Directions for this task » Set out each line from the following listing that includes the word "components".

::::::::

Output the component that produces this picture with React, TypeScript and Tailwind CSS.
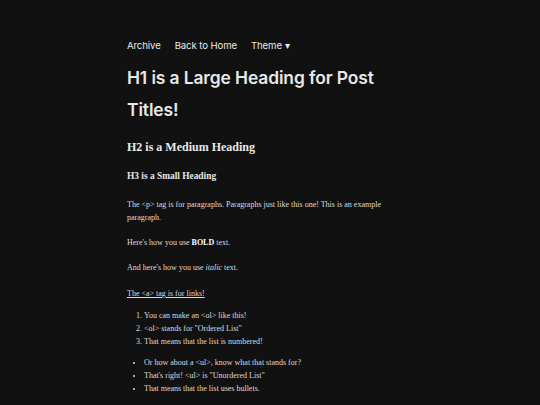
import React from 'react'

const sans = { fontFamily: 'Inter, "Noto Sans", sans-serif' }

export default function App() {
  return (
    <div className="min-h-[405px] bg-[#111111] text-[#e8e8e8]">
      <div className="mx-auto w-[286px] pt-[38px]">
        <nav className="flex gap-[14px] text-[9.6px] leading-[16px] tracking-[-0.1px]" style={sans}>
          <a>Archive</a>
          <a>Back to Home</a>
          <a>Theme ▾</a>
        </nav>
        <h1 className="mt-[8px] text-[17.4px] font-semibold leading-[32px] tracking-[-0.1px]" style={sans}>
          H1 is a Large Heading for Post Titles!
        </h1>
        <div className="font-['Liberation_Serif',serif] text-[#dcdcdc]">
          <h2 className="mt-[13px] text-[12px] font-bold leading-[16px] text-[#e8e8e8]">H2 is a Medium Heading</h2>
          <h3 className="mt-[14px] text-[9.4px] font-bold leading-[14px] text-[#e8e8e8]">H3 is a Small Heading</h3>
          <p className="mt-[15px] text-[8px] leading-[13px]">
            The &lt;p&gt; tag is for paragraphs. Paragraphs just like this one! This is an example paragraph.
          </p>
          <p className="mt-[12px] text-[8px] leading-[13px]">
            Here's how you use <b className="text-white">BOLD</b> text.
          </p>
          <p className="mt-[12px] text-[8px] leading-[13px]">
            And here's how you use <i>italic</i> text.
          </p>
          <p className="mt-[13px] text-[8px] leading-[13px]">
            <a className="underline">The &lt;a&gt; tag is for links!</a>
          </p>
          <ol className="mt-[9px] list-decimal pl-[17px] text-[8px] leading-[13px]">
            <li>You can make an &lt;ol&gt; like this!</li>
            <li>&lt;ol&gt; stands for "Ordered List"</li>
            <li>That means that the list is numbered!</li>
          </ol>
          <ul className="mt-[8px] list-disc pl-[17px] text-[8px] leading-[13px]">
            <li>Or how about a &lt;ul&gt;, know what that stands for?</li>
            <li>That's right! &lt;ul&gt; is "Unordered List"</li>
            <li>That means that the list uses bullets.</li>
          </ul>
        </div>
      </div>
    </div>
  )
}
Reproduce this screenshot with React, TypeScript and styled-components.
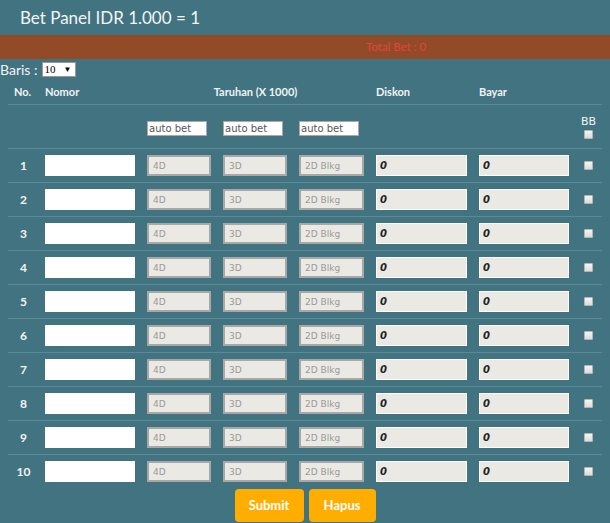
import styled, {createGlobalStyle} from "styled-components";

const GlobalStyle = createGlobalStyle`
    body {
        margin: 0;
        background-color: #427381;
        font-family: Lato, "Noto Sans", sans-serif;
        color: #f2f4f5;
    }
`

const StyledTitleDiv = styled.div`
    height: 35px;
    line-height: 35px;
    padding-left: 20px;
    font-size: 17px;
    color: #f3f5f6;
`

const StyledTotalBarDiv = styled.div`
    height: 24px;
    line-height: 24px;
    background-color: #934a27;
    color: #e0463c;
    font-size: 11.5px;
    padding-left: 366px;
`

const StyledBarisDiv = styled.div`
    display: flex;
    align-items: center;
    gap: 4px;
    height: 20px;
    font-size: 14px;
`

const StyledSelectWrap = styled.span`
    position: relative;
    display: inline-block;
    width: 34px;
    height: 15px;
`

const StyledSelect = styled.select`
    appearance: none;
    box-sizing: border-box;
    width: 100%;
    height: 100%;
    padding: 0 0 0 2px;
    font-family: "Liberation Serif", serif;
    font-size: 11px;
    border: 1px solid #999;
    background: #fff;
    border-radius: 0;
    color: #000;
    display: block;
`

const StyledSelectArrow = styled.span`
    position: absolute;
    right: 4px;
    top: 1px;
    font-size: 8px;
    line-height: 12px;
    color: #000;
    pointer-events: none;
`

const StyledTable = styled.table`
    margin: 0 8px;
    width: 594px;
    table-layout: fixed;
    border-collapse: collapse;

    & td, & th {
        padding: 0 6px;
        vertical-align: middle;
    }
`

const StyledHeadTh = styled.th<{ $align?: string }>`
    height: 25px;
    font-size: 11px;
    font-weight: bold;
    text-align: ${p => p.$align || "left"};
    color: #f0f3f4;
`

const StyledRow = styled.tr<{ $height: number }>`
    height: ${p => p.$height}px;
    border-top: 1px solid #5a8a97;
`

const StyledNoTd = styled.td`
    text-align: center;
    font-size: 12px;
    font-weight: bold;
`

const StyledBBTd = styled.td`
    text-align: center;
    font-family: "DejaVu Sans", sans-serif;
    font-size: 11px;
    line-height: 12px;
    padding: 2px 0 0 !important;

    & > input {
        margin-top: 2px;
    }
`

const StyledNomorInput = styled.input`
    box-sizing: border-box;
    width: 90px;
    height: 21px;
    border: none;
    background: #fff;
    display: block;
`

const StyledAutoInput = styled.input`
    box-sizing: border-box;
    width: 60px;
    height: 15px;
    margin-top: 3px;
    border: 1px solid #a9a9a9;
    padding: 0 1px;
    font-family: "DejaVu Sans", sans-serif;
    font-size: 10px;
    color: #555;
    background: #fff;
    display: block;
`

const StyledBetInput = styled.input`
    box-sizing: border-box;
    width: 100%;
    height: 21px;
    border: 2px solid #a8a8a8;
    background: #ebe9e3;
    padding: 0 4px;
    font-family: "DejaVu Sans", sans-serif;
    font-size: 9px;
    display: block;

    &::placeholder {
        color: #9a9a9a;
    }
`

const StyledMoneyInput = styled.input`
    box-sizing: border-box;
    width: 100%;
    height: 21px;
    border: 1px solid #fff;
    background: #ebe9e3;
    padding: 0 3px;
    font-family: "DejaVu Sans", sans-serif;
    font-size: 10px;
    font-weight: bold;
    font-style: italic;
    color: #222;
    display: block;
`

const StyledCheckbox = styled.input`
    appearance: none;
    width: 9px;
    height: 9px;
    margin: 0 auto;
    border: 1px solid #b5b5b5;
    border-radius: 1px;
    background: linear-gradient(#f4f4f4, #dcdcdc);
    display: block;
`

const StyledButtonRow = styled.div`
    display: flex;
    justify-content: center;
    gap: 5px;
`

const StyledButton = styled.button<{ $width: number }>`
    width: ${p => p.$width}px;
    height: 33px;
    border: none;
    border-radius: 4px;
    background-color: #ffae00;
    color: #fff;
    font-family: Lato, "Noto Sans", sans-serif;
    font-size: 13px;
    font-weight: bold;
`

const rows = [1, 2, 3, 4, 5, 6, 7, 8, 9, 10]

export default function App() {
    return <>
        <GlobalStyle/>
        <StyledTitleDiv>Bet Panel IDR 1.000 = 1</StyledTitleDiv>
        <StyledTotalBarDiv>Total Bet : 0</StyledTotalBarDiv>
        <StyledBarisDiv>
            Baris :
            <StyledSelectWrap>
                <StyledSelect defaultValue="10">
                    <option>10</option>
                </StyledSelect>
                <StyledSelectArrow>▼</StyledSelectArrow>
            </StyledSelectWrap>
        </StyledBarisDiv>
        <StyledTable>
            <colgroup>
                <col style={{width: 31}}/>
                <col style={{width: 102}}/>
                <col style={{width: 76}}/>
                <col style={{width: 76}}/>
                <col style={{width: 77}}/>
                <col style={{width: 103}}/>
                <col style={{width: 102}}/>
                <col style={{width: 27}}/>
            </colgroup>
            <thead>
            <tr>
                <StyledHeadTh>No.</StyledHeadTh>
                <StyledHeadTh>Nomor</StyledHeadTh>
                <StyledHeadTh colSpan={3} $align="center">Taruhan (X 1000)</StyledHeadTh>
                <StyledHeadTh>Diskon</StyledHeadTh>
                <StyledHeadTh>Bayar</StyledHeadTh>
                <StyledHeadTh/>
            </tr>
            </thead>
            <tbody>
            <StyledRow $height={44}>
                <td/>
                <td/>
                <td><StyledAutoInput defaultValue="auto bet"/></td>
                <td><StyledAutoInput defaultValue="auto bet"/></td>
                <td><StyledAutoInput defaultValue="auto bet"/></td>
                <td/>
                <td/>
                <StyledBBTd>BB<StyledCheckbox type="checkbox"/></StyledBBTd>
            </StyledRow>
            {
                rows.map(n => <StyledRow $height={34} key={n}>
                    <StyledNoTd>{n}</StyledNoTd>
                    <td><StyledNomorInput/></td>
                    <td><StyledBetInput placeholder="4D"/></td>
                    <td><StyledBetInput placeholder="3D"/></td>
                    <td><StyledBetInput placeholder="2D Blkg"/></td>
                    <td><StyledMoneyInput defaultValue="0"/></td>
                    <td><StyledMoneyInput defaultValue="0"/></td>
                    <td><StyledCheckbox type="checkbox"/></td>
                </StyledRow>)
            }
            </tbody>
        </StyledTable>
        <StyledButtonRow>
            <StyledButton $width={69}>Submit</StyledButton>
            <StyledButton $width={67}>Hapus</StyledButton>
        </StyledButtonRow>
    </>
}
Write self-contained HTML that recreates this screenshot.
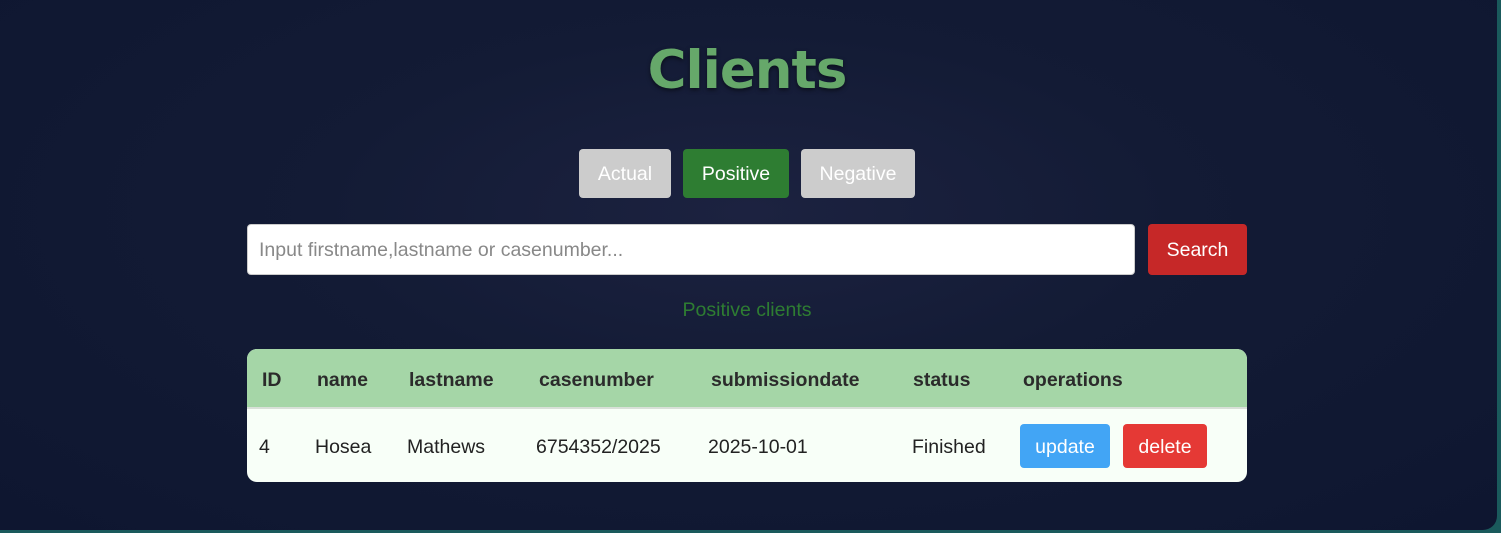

::::::::

Response to the exercise »
Reproduce this screenshot with React, TypeScript and styled-components.
import styled, {createGlobalStyle} from "styled-components";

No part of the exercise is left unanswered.